> _Available data_:

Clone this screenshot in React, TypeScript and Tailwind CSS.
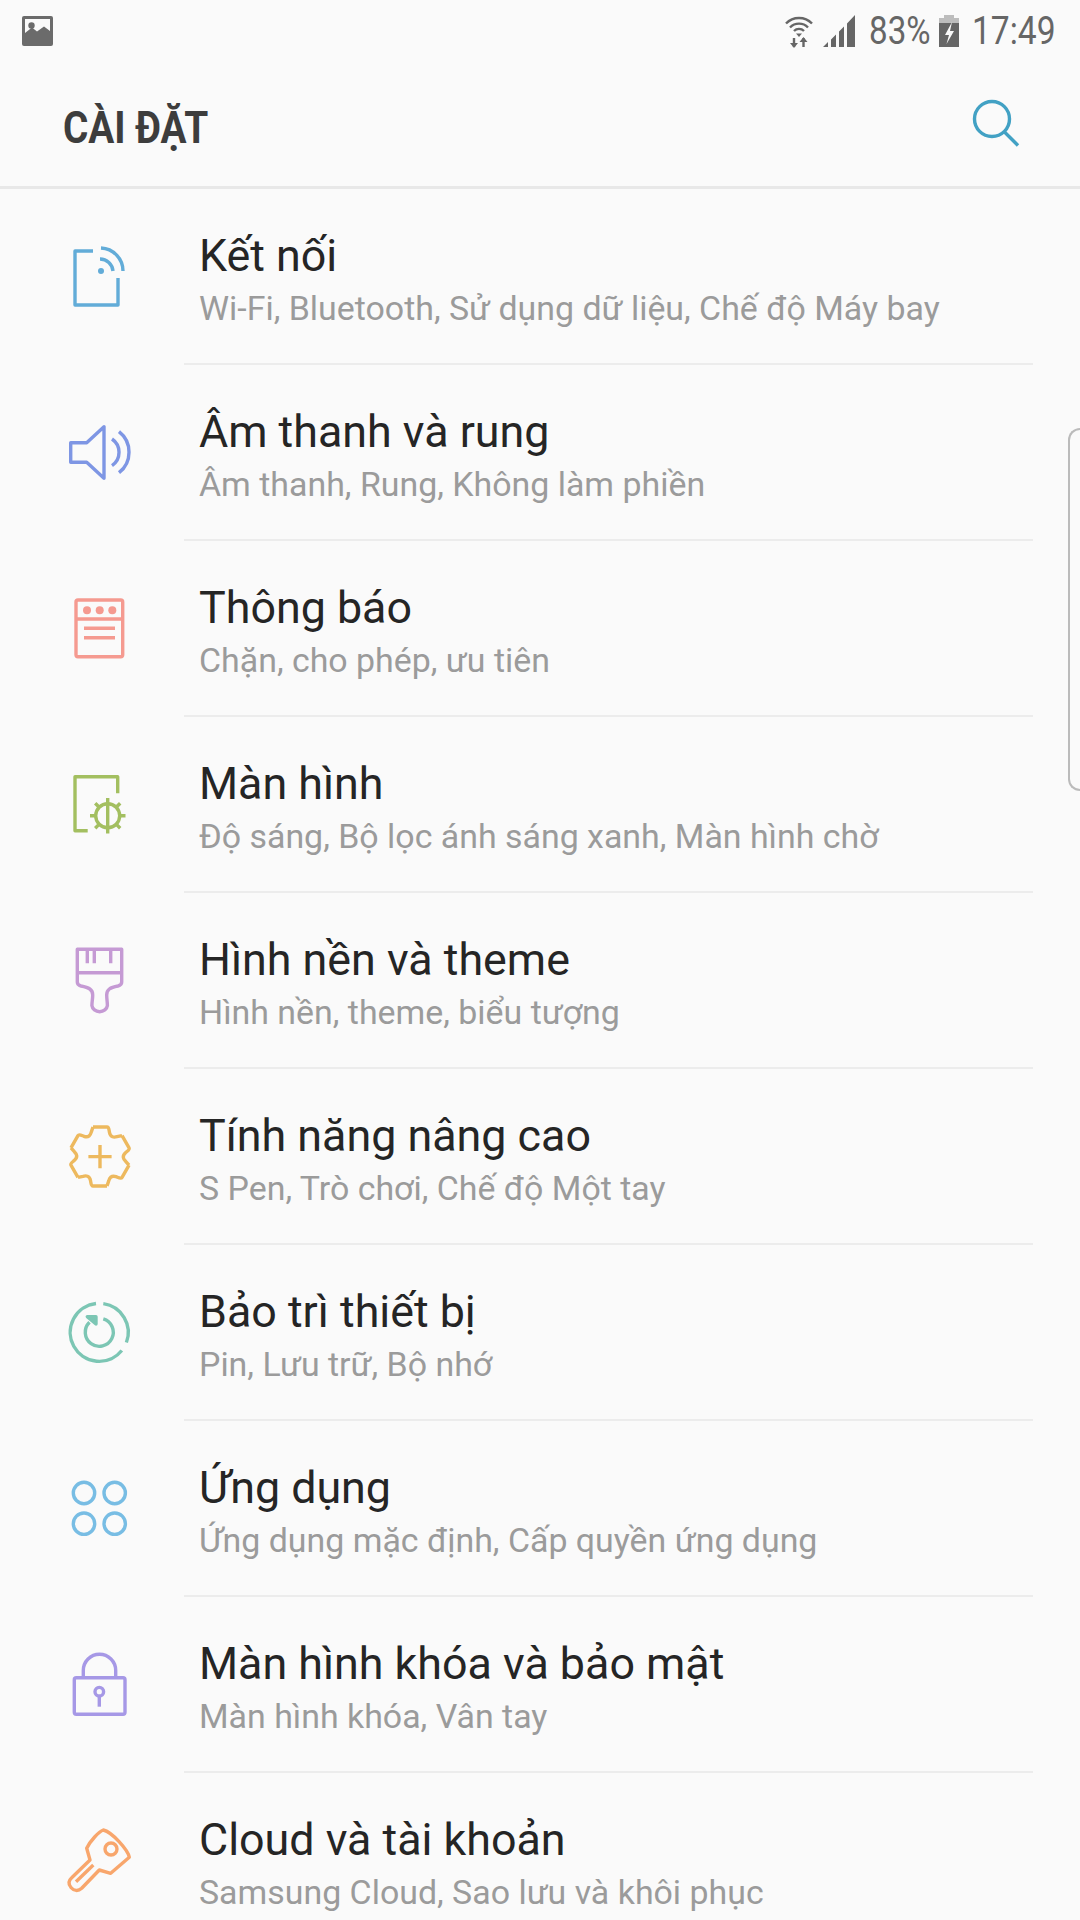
const rows = [
  { title: 'Kết nối', sub: 'Wi-Fi, Bluetooth, Sử dụng dữ liệu, Chế độ Máy bay', icon: <ConnectionsIcon /> },
  { title: 'Âm thanh và rung', sub: 'Âm thanh, Rung, Không làm phiền', icon: <SoundIcon /> },
  { title: 'Thông báo', sub: 'Chặn, cho phép, ưu tiên', icon: <NotificationIcon /> },
  { title: 'Màn hình', sub: 'Độ sáng, Bộ lọc ánh sáng xanh, Màn hình chờ', icon: <DisplayIcon /> },
  { title: 'Hình nền và theme', sub: 'Hình nền, theme, biểu tượng', icon: <BrushIcon /> },
  { title: 'Tính năng nâng cao', sub: 'S Pen, Trò chơi, Chế độ Một tay', icon: <GearPlusIcon /> },
  { title: 'Bảo trì thiết bị', sub: 'Pin, Lưu trữ, Bộ nhớ', icon: <MaintenanceIcon /> },
  { title: 'Ứng dụng', sub: 'Ứng dụng mặc định, Cấp quyền ứng dụng', icon: <AppsIcon /> },
  { title: 'Màn hình khóa và bảo mật', sub: 'Màn hình khóa, Vân tay', icon: <LockIcon /> },
  { title: 'Cloud và tài khoản', sub: 'Samsung Cloud, Sao lưu và khôi phục', icon: <KeyIcon /> },
];

function IconBox({ color, children }: { color: string; children: React.ReactNode }) {
  return (
    <svg width="80" height="80" viewBox="0 0 80 80" fill="none" stroke={color} strokeWidth="3.4" strokeLinecap="butt" strokeLinejoin="round" className="shrink-0">
      {children}
    </svg>
  );
}

function ConnectionsIcon() {
  return (
    <IconBox color="#62acd8">
      <path d="M33 14H15V68H58V41" />
      <circle cx="41" cy="34" r="3" fill="#62acd8" stroke="none" />
      <path d="M40 22A13 13 0 0 1 53 34" />
      <path d="M41 11A23 23 0 0 1 63 34" />
    </IconBox>
  );
}

function SoundIcon() {
  return (
    <IconBox color="#7e96e4">
      <path d="M10.7 29.7H26.7L44 13.7V65.3L26.7 49.3H10.7Z" />
      <path d="M52 26A16.2 16.2 0 0 1 52 52.7" />
      <path d="M59 18.7A26 26 0 0 1 59 59.7" />
    </IconBox>
  );
}

function NotificationIcon() {
  return (
    <IconBox color="#f59a90">
      <rect x="16" y="11" width="46.7" height="56.7" rx="2" />
      <path d="M16 30H62.7M24 39.3H55M24 48.7H55" />
      <g fill="#f59a90" stroke="none">
        <circle cx="27" cy="21.3" r="4" />
        <circle cx="39.7" cy="21.3" r="4" />
        <circle cx="52.3" cy="21.3" r="4" />
      </g>
    </IconBox>
  );
}

function DisplayIcon() {
  return (
    <IconBox color="#a3bf60">
      <path d="M27.7 65.7H15V11.7H57.7V28.3" />
      <circle cx="47.7" cy="50.7" r="12" />
      <path d="M47.7 33V68.4M30 50.7H35.7M59.7 50.7H65.5M35.2 38.2L39 42M60.2 38.2L56.4 42M35.2 63.2L39 59.4M60.2 63.2L56.4 59.4" />
    </IconBox>
  );
}

function BrushIcon() {
  return (
    <IconBox color="#c59ad4">
      <path d="M17.3 8.3H61.7V41Q61.7 44 58 45C50 46.5 46.7 48.5 46.7 54C46.7 58 47.4 61 47.4 64.5A7.8 7 0 0 1 31.9 64.5C31.9 61 32.7 58 32.7 54C32.7 48.5 29 46.5 21 45Q17.3 44 17.3 41Z" />
      <path d="M17.3 31.7H61.7M27.3 8.3V22.3M34.3 8.3V22.3M50.7 8.3V22.3" />
    </IconBox>
  );
}

function GearPlusIcon() {
  return (
    <IconBox color="#edb95e">
      {[0, 60, 120, 180, 240, 300].map((deg) => (
        <path key={deg} transform={`rotate(${deg} 40 39.5)`} d="M33 10H47C49 10 49 13 49.5 15.5C50.5 20.5 54 20.5 57 19.7L62 18.7" />
      ))}
      <path d="M40 28V51.2M28.4 39.6H51.6" />
    </IconBox>
  );
}

function MaintenanceIcon() {
  return (
    <IconBox color="#7cc6b4">
      <path d="M43.3 10.6A29 29 0 0 1 66.4 49.5" />
      <path d="M61.8 57.5A29 29 0 1 1 36 10.5" />
      <path d="M43.3 25.9A14 14 0 1 1 29.5 29.3" />
      <path d="M27.3 23.7H36V31Z" fill="#7cc6b4" />
    </IconBox>
  );
}

function AppsIcon() {
  return (
    <IconBox color="#78bde4">
      <circle cx="24" cy="24" r="10.7" />
      <circle cx="54.7" cy="24" r="10.7" />
      <circle cx="24" cy="54.7" r="10.7" />
      <circle cx="54.7" cy="54.7" r="10.7" />
    </IconBox>
  );
}

function LockIcon() {
  return (
    <IconBox color="#a698e6">
      <rect x="14.3" y="32.7" width="50.7" height="36.6" rx="2" />
      <path d="M23.3 32.7V25.5A16.2 16.2 0 0 1 55.7 25.5V32.7" />
      <circle cx="39.3" cy="46.7" r="4.3" />
      <path d="M39.3 51V61.7" />
    </IconBox>
  );
}

function KeyIcon() {
  return (
    <IconBox color="#f8a66c">
      <path d="M43.3 9C39 10.5 30 20 26.7 27.3L30 39L11.7 56.7C8 60 8.5 63.5 11 66.5C14 70 18 70.5 21.7 67.3L39.3 49L50.7 52.3L69.3 36.3C68 29 52 11 43.3 9Z" />
      <circle cx="51" cy="28" r="6" />
      <path d="M33.3 44L16 60.7" />
    </IconBox>
  );
}

function StatusBar() {
  return (
    <div className="relative flex h-[60px] items-center justify-between pl-[22px] pr-[25px] pt-[2px]">
      {/* picture notification */}
      <svg width="31" height="30" viewBox="0 0 31 30">
        <rect width="31" height="30" rx="2" fill="#6b6b6b" />
        <path d="M3 3H28V15L22 10.5L15 15.5L10 11.5L3 17Z" fill="#fafafa" />
        <circle cx="9.5" cy="9.5" r="3.2" fill="#6b6b6b" />
      </svg>
      <div className="flex items-center text-[#666666]">
        <svg width="28" height="33" viewBox="0 0 28 33" fill="none" stroke="#666666" strokeWidth="2.4" className="mr-[10px]">
          <path d="M1 8.5A18 18 0 0 1 27 8.5" />
          <path d="M5 12.5A12.5 12.5 0 0 1 23 12.5" />
          <path d="M9 16A7 7 0 0 1 19 16" />
          <path d="M11 18.5L14 22L17 18.5Z" fill="#666666" stroke="none" />
          <path d="M9 23V32M18.5 23V32" />
          <path d="M5 28H13L9 33ZM14.5 27H22.5L18.5 22Z" fill="#666666" stroke="none" />
        </svg>
        <svg width="32" height="32" viewBox="0 0 32 32" className="mr-[14px]">
          <path d="M0 32L5 27V32ZM8 24.5L13 19.5V32H8ZM16 16.5L21 11.5V32H16ZM24 8.5L32 0V32H24Z" fill="#666666" />
        </svg>
        <span className="w-[61px] origin-left scale-x-[0.85] whitespace-nowrap font-['Roboto',sans-serif] text-[39px] leading-none">83%</span>
        <svg width="20" height="32" viewBox="0 0 20 32" className="ml-[9px] mr-[13px]">
          <path d="M5 0H15V3H20V32H0V3H5Z" fill="#bdbdbd" />
          <path d="M0 8H20V32H0Z" fill="#666666" />
          <path d="M13 7L6 20H10L7.5 29L15 16H11Z" fill="#fafafa" />
        </svg>
        <span className="w-[83px] origin-left scale-x-[0.86] whitespace-nowrap font-['Roboto',sans-serif] text-[39px] leading-none">17:49</span>
      </div>
    </div>
  );
}

export default function App() {
  return (
    <div className="relative h-[1920px] w-[1080px] overflow-hidden bg-[#fafafa] font-['Roboto',sans-serif]">
      <StatusBar />
      <header className="flex h-[129px] items-center justify-between border-b-[3px] border-[#e8e8e8] pl-[63px] pr-[60px] pt-[8px]">
        <h1 className="origin-left scale-x-[0.86] whitespace-nowrap text-[45px] font-bold leading-none text-[#3d3d3d]">CÀI ĐẶT</h1>
        <svg width="48" height="48" viewBox="0 0 48 48" fill="none" stroke="#42a1c4" strokeWidth="3.4" className="-mt-[8px]">
          <circle cx="20" cy="20" r="17.5" />
          <path d="M32 32.5L46 46.5" />
        </svg>
      </header>
      <ul>
        {rows.map((row) => (
          <li key={row.title} className="flex h-[176px] pl-[60px] pr-[47px] pt-[48px]">
            <div className="shrink-0">{row.icon}</div>
            <div className="-mt-[48px] ml-[44px] flex flex-1 flex-col border-b-2 border-[#ececec] pl-[15px] pt-[40px]">
              <div className="whitespace-nowrap text-[44.8px] leading-[54px] text-[#252525]">{row.title}</div>
              <div className="mt-[4px] whitespace-nowrap text-[33.9px] leading-[44px] text-[#9b9b9b]">{row.sub}</div>
            </div>
          </li>
        ))}
      </ul>
      {/* edge panel handle */}
      <div className="absolute right-0 top-[428px] h-[363px] w-[12px] rounded-l-[16px] border-y-2 border-l-2 border-[#bbbbbb]" />
    </div>
  );
}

> _What you will do_: Write only the number of lines that include "React".

> _Correct answer_: 2